**Task to carry out**
The listing below must be repeated word for word, with its images excluded.

**Data excerpt**
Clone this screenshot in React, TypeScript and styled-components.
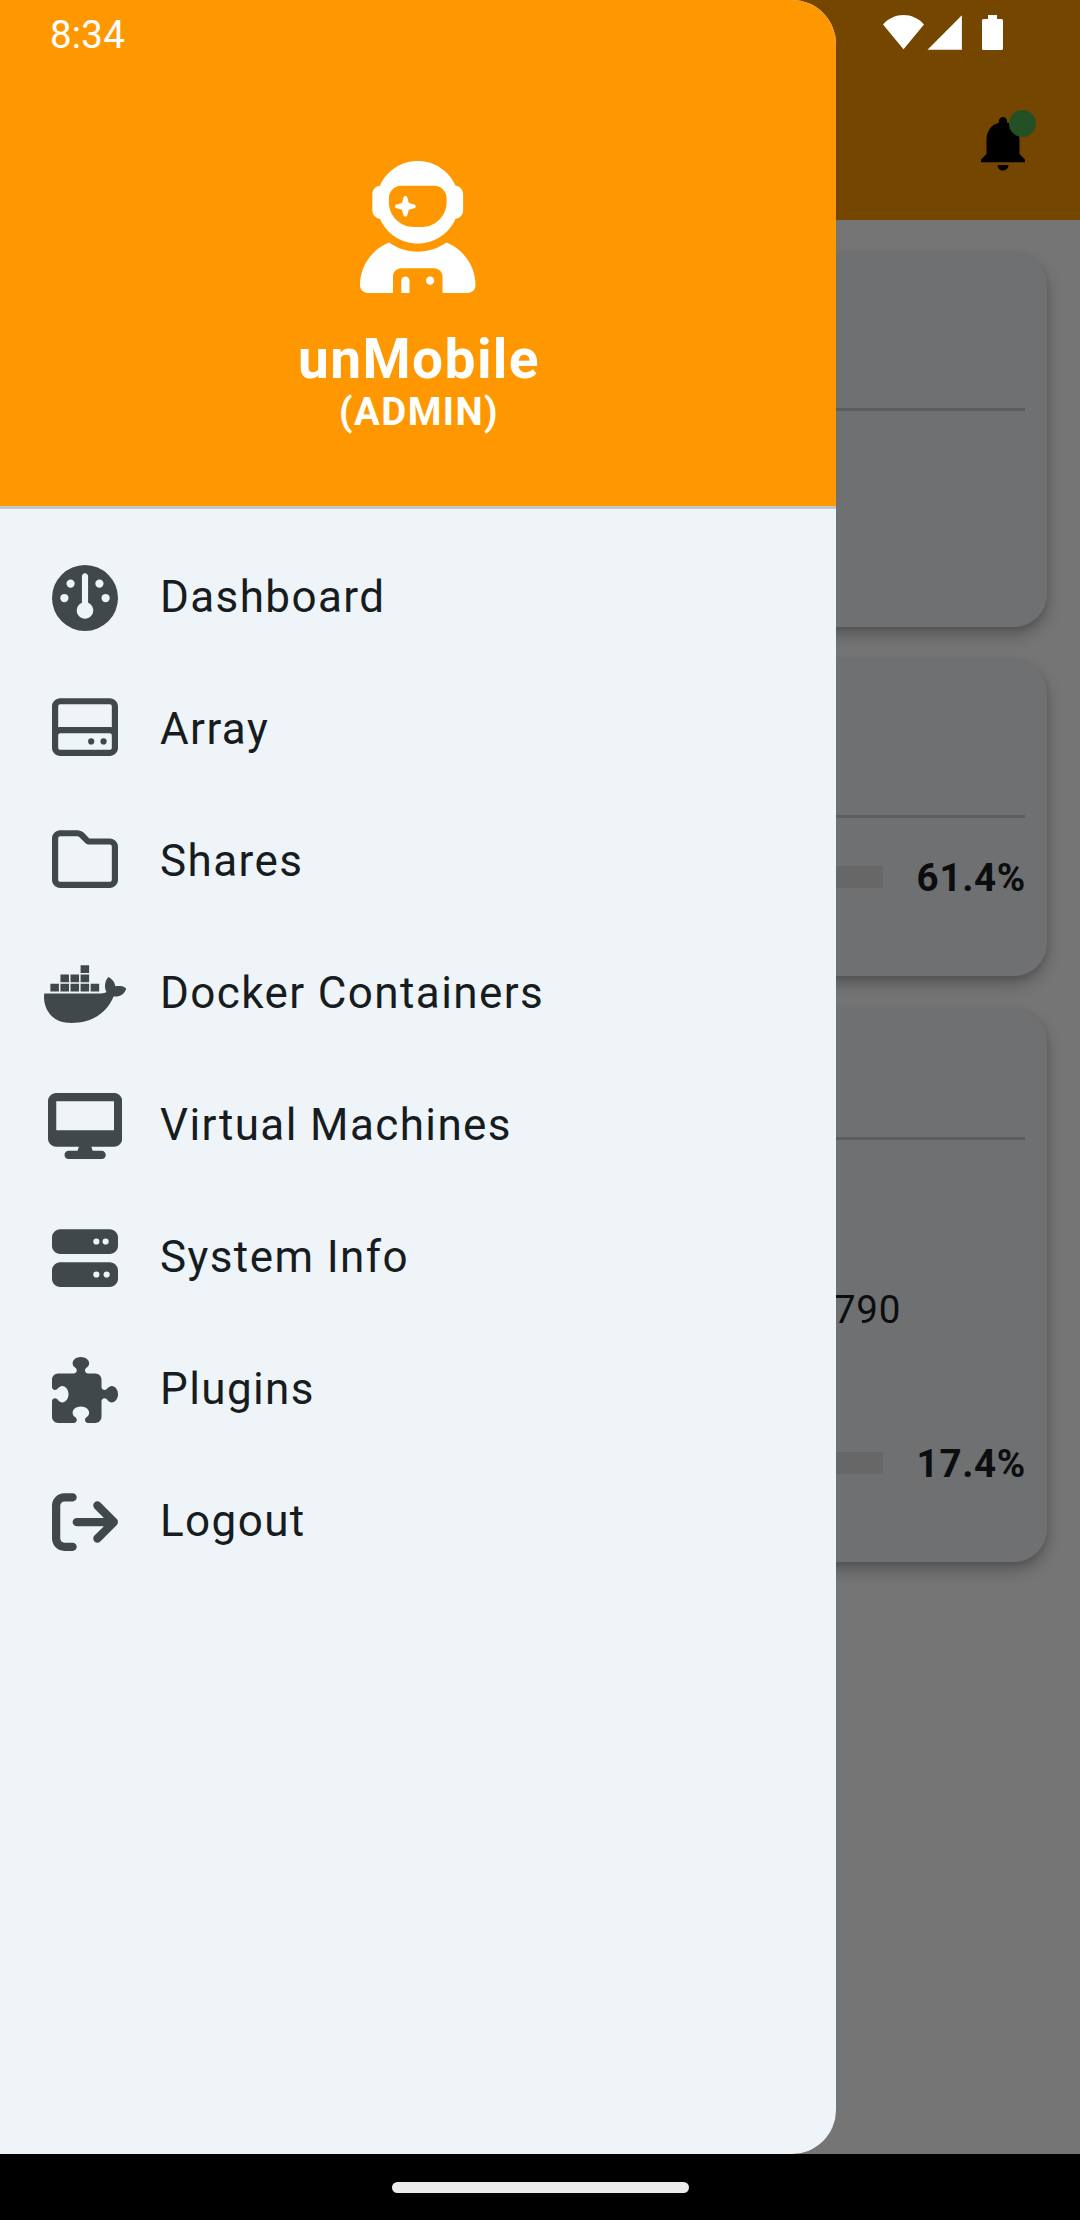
import React from "react";
import styled, { createGlobalStyle } from "styled-components";
import {
  FaArrowRightFromBracket,
  FaDesktop,
  FaDocker,
  FaGauge,
  FaPuzzlePiece,
  FaRegFolder,
  FaRegHardDrive,
  FaServer,
  FaUserAstronaut,
} from "react-icons/fa6";
import { MdNotifications } from "react-icons/md";

const GlobalStyle = createGlobalStyle`
  *, *::before, *::after { box-sizing: border-box; }
  body {
    margin: 0;
    background: #757575;
    font-family: Roboto, "Noto Sans", sans-serif;
  }
`;

const Screen = styled.div`
  position: relative;
  display: flex;
  flex-direction: column;
  width: 1080px;
  height: 2220px;
  overflow: hidden;
  background: #757575;
`;

const AppBar = styled.header`
  flex: none;
  display: flex;
  justify-content: flex-end;
  align-items: flex-end;
  height: 220px;
  padding: 0 44px 44px 0;
  background: #754600;
`;

const BellButton = styled.div`
  position: relative;
  width: 66px;
  height: 66px;
  color: #000;
  svg {
    display: block;
    width: 66px;
    height: 66px;
  }
`;

const BellBadge = styled.span`
  position: absolute;
  top: 0;
  right: 0;
  width: 27px;
  height: 27px;
  border-radius: 50%;
  background: #235025;
`;

const Cards = styled.main`
  flex: 1;
  display: flex;
  flex-direction: column;
  gap: 33px;
  padding: 33px;
`;

const Card = styled.section<{ $height: number; $headHeight: number }>`
  flex: none;
  display: grid;
  grid-template-rows: ${(p) => p.$headHeight}px 1fr;
  height: ${(p) => p.$height}px;
  padding: 0 22px;
  border-radius: 33px;
  background: #6e7072;
  box-shadow: 0 8px 16px rgba(0, 0, 0, 0.24), 0 3px 6px rgba(0, 0, 0, 0.1);
`;

const CardHead = styled.div`
  border-bottom: 3px solid #5c5d5f;
`;

const CardBody = styled.div<{ $top: number }>`
  display: flex;
  flex-direction: column;
  padding-top: ${(p) => p.$top}px;
`;

const Model = styled.div`
  align-self: flex-end;
  width: 191px;
  height: 46px;
  margin-bottom: 107px;
  font-size: 38.5px;
  line-height: 46px;
  letter-spacing: 0.7px;
  color: #0b0d0e;
`;

const Meter = styled.div`
  display: flex;
  justify-content: space-between;
  align-items: center;
  height: 46px;
`;

const MeterTrack = styled.div`
  width: 828px;
  height: 22px;
  background: #676767;
`;

const MeterValue = styled.strong`
  margin-right: -1px;
  padding-top: 2px;
  font-size: 38.5px;
  line-height: 46px;
  font-weight: 700;
  letter-spacing: 0.7px;
  color: #0b0d0e;
`;

const NavigationBar = styled.footer`
  flex: none;
  display: flex;
  justify-content: center;
  align-items: center;
  height: 66px;
  background: #000;
`;

const HomeHandle = styled.span`
  width: 297px;
  height: 11px;
  border-radius: 6px;
  background: #ebebeb;
`;

const Drawer = styled.aside`
  position: absolute;
  top: 0;
  left: 0;
  width: 836px;
  height: 2154px;
  overflow: hidden;
  border-radius: 0 44px 44px 0;
  background: #eef4f7;
`;

const DrawerHeader = styled.div`
  display: flex;
  flex-direction: column;
  align-items: center;
  height: 509px;
  padding-top: 161px;
  border-bottom: 3px solid #bfc8ca;
  background: #ff9800;
  color: #fff;
  svg {
    width: 115.5px;
    height: 132px;
    margin-bottom: 36px;
  }
`;

const AppName = styled.h1`
  margin: 0;
  padding-left: 2px;
  font-size: 55px;
  line-height: 60px;
  font-weight: 700;
  letter-spacing: 1.4px;
`;

const AppRole = styled.p`
  margin: 0;
  padding-left: 2px;
  font-size: 38.5px;
  line-height: 46px;
  font-weight: 700;
  letter-spacing: 1.4px;
`;

const Menu = styled.nav`
  display: flex;
  flex-direction: column;
  padding-top: 23px;
`;

const MenuRow = styled.a`
  display: flex;
  align-items: center;
  height: 132px;
  padding-left: 44px;
`;

const MenuIcon = styled.span<{ $width: number; $lift?: number }>`
  display: flex;
  justify-content: center;
  width: 82px;
  margin-bottom: ${(p) => p.$lift ?? 0}px;
  color: #40484b;
  svg {
    flex: none;
    width: ${(p) => p.$width}px;
    height: 66px;
  }
`;

const MenuLabel = styled.span`
  margin-left: 34px;
  padding-bottom: 2px;
  font-size: 44px;
  line-height: 66px;
  letter-spacing: 1.4px;
  color: #171c1f;
`;

const StatusBar = styled.div`
  position: absolute;
  top: 0;
  left: 0;
  display: flex;
  justify-content: space-between;
  width: 1080px;
  height: 66px;
  padding: 0 76px 0 50px;
  color: #fff;
`;

const Clock = styled.time`
  font-size: 38.5px;
  line-height: 70px;
  letter-spacing: 0.2px;
`;

interface MenuItem {
  label: string;
  icon: React.ReactNode;
  width: number;
  lift?: number;
}

const menu: MenuItem[] = [
  { label: "Dashboard", icon: <FaGauge />, width: 66 },
  { label: "Array", icon: <FaRegHardDrive />, width: 66, lift: 6 },
  { label: "Shares", icon: <FaRegFolder />, width: 66, lift: 6 },
  { label: "Docker Containers", icon: <FaDocker />, width: 82.5 },
  { label: "Virtual Machines", icon: <FaDesktop />, width: 74.25 },
  { label: "System Info", icon: <FaServer />, width: 66 },
  { label: "Plugins", icon: <FaPuzzlePiece />, width: 66 },
  { label: "Logout", icon: <FaArrowRightFromBracket />, width: 66 },
];

function StatusIcons() {
  return (
    <svg width="122" height="66" viewBox="882 0 122 66" fill="currentColor">
      <path d="M903.5 49.2 883 24.5C888.5 18.2 896 15 903.5 15S918.5 18.2 924 24.5Z" />
      <path d="M927.5 49.7 961.9 15.3V49.7Z" />
      <path d="M988 15h9v4h4.5q1.5 0 1.5 1.5v28q0 1.5-1.5 1.5h-18q-1.5 0-1.5-1.5v-28q0-1.5 1.500-1.500h4.500Z" />
    </svg>
  );
}

export default function App() {
  return (
    <>
      <GlobalStyle />
      <Screen>
        <AppBar>
          <BellButton>
            <MdNotifications />
            <BellBadge />
          </BellButton>
        </AppBar>
        <Cards>
          <Card $height={374} $headHeight={158}>
            <CardHead />
          </Card>
          <Card $height={316} $headHeight={158}>
            <CardHead />
            <CardBody $top={36}>
              <Meter>
                <MeterTrack />
                <MeterValue>61.4%</MeterValue>
              </Meter>
            </CardBody>
          </Card>
          <Card $height={553} $headHeight={131}>
            <CardHead />
            <CardBody $top={147}>
              <Model>790</Model>
              <Meter>
                <MeterTrack />
                <MeterValue>17.4%</MeterValue>
              </Meter>
            </CardBody>
          </Card>
        </Cards>
        <NavigationBar>
          <HomeHandle />
        </NavigationBar>

        <Drawer>
          <DrawerHeader>
            <FaUserAstronaut />
            <AppName>unMobile</AppName>
            <AppRole>(ADMIN)</AppRole>
          </DrawerHeader>
          <Menu>
            {menu.map((item) => (
              <MenuRow key={item.label}>
                <MenuIcon $width={item.width} $lift={item.lift}>
                  {item.icon}
                </MenuIcon>
                <MenuLabel>{item.label}</MenuLabel>
              </MenuRow>
            ))}
          </Menu>
        </Drawer>

        <StatusBar>
          <Clock>8:34</Clock>
          <StatusIcons />
        </StatusBar>
      </Screen>
    </>
  );
}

**Solution to the problem**
Clone this screenshot in React, TypeScript and styled-components.
import React from "react";
import styled, { createGlobalStyle } from "styled-components";
import {
  FaArrowRightFromBracket,
  FaDesktop,
  FaDocker,
  FaGauge,
  FaPuzzlePiece,
  FaRegFolder,
  FaRegHardDrive,
  FaServer,
  FaUserAstronaut,
} from "react-icons/fa6";
import { MdNotifications } from "react-icons/md";

const GlobalStyle = createGlobalStyle`
  *, *::before, *::after { box-sizing: border-box; }
  body {
    margin: 0;
    background: #757575;
    font-family: Roboto, "Noto Sans", sans-serif;
  }
`;

const Screen = styled.div`
  position: relative;
  display: flex;
  flex-direction: column;
  width: 1080px;
  height: 2220px;
  overflow: hidden;
  background: #757575;
`;

const AppBar = styled.header`
  flex: none;
  display: flex;
  justify-content: flex-end;
  align-items: flex-end;
  height: 220px;
  padding: 0 44px 44px 0;
  background: #754600;
`;

const BellButton = styled.div`
  position: relative;
  width: 66px;
  height: 66px;
  color: #000;
  svg {
    display: block;
    width: 66px;
    height: 66px;
  }
`;

const BellBadge = styled.span`
  position: absolute;
  top: 0;
  right: 0;
  width: 27px;
  height: 27px;
  border-radius: 50%;
  background: #235025;
`;

const Cards = styled.main`
  flex: 1;
  display: flex;
  flex-direction: column;
  gap: 33px;
  padding: 33px;
`;

const Card = styled.section<{ $height: number; $headHeight: number }>`
  flex: none;
  display: grid;
  grid-template-rows: ${(p) => p.$headHeight}px 1fr;
  height: ${(p) => p.$height}px;
  padding: 0 22px;
  border-radius: 33px;
  background: #6e7072;
  box-shadow: 0 8px 16px rgba(0, 0, 0, 0.24), 0 3px 6px rgba(0, 0, 0, 0.1);
`;

const CardHead = styled.div`
  border-bottom: 3px solid #5c5d5f;
`;

const CardBody = styled.div<{ $top: number }>`
  display: flex;
  flex-direction: column;
  padding-top: ${(p) => p.$top}px;
`;

const Model = styled.div`
  align-self: flex-end;
  width: 191px;
  height: 46px;
  margin-bottom: 107px;
  font-size: 38.5px;
  line-height: 46px;
  letter-spacing: 0.7px;
  color: #0b0d0e;
`;

const Meter = styled.div`
  display: flex;
  justify-content: space-between;
  align-items: center;
  height: 46px;
`;

const MeterTrack = styled.div`
  width: 828px;
  height: 22px;
  background: #676767;
`;

const MeterValue = styled.strong`
  margin-right: -1px;
  padding-top: 2px;
  font-size: 38.5px;
  line-height: 46px;
  font-weight: 700;
  letter-spacing: 0.7px;
  color: #0b0d0e;
`;

const NavigationBar = styled.footer`
  flex: none;
  display: flex;
  justify-content: center;
  align-items: center;
  height: 66px;
  background: #000;
`;

const HomeHandle = styled.span`
  width: 297px;
  height: 11px;
  border-radius: 6px;
  background: #ebebeb;
`;

const Drawer = styled.aside`
  position: absolute;
  top: 0;
  left: 0;
  width: 836px;
  height: 2154px;
  overflow: hidden;
  border-radius: 0 44px 44px 0;
  background: #eef4f7;
`;

const DrawerHeader = styled.div`
  display: flex;
  flex-direction: column;
  align-items: center;
  height: 509px;
  padding-top: 161px;
  border-bottom: 3px solid #bfc8ca;
  background: #ff9800;
  color: #fff;
  svg {
    width: 115.5px;
    height: 132px;
    margin-bottom: 36px;
  }
`;

const AppName = styled.h1`
  margin: 0;
  padding-left: 2px;
  font-size: 55px;
  line-height: 60px;
  font-weight: 700;
  letter-spacing: 1.4px;
`;

const AppRole = styled.p`
  margin: 0;
  padding-left: 2px;
  font-size: 38.5px;
  line-height: 46px;
  font-weight: 700;
  letter-spacing: 1.4px;
`;

const Menu = styled.nav`
  display: flex;
  flex-direction: column;
  padding-top: 23px;
`;

const MenuRow = styled.a`
  display: flex;
  align-items: center;
  height: 132px;
  padding-left: 44px;
`;

const MenuIcon = styled.span<{ $width: number; $lift?: number }>`
  display: flex;
  justify-content: center;
  width: 82px;
  margin-bottom: ${(p) => p.$lift ?? 0}px;
  color: #40484b;
  svg {
    flex: none;
    width: ${(p) => p.$width}px;
    height: 66px;
  }
`;

const MenuLabel = styled.span`
  margin-left: 34px;
  padding-bottom: 2px;
  font-size: 44px;
  line-height: 66px;
  letter-spacing: 1.4px;
  color: #171c1f;
`;

const StatusBar = styled.div`
  position: absolute;
  top: 0;
  left: 0;
  display: flex;
  justify-content: space-between;
  width: 1080px;
  height: 66px;
  padding: 0 76px 0 50px;
  color: #fff;
`;

const Clock = styled.time`
  font-size: 38.5px;
  line-height: 70px;
  letter-spacing: 0.2px;
`;

interface MenuItem {
  label: string;
  icon: React.ReactNode;
  width: number;
  lift?: number;
}

const menu: MenuItem[] = [
  { label: "Dashboard", icon: <FaGauge />, width: 66 },
  { label: "Array", icon: <FaRegHardDrive />, width: 66, lift: 6 },
  { label: "Shares", icon: <FaRegFolder />, width: 66, lift: 6 },
  { label: "Docker Containers", icon: <FaDocker />, width: 82.5 },
  { label: "Virtual Machines", icon: <FaDesktop />, width: 74.25 },
  { label: "System Info", icon: <FaServer />, width: 66 },
  { label: "Plugins", icon: <FaPuzzlePiece />, width: 66 },
  { label: "Logout", icon: <FaArrowRightFromBracket />, width: 66 },
];

function StatusIcons() {
  return (
    <svg width="122" height="66" viewBox="882 0 122 66" fill="currentColor">
      <path d="M903.5 49.2 883 24.5C888.5 18.2 896 15 903.5 15S918.5 18.2 924 24.5Z" />
      <path d="M927.5 49.7 961.9 15.3V49.7Z" />
      <path d="M988 15h9v4h4.5q1.5 0 1.5 1.5v28q0 1.5-1.5 1.5h-18q-1.5 0-1.5-1.5v-28q0-1.5 1.500-1.500h4.500Z" />
    </svg>
  );
}

export default function App() {
  return (
    <>
      <GlobalStyle />
      <Screen>
        <AppBar>
          <BellButton>
            <MdNotifications />
            <BellBadge />
          </BellButton>
        </AppBar>
        <Cards>
          <Card $height={374} $headHeight={158}>
            <CardHead />
          </Card>
          <Card $height={316} $headHeight={158}>
            <CardHead />
            <CardBody $top={36}>
              <Meter>
                <MeterTrack />
                <MeterValue>61.4%</MeterValue>
              </Meter>
            </CardBody>
          </Card>
          <Card $height={553} $headHeight={131}>
            <CardHead />
            <CardBody $top={147}>
              <Model>790</Model>
              <Meter>
                <MeterTrack />
                <MeterValue>17.4%</MeterValue>
              </Meter>
            </CardBody>
          </Card>
        </Cards>
        <NavigationBar>
          <HomeHandle />
        </NavigationBar>

        <Drawer>
          <DrawerHeader>
            <FaUserAstronaut />
            <AppName>unMobile</AppName>
            <AppRole>(ADMIN)</AppRole>
          </DrawerHeader>
          <Menu>
            {menu.map((item) => (
              <MenuRow key={item.label}>
                <MenuIcon $width={item.width} $lift={item.lift}>
                  {item.icon}
                </MenuIcon>
                <MenuLabel>{item.label}</MenuLabel>
              </MenuRow>
            ))}
          </Menu>
        </Drawer>

        <StatusBar>
          <Clock>8:34</Clock>
          <StatusIcons />
        </StatusBar>
      </Screen>
    </>
  );
}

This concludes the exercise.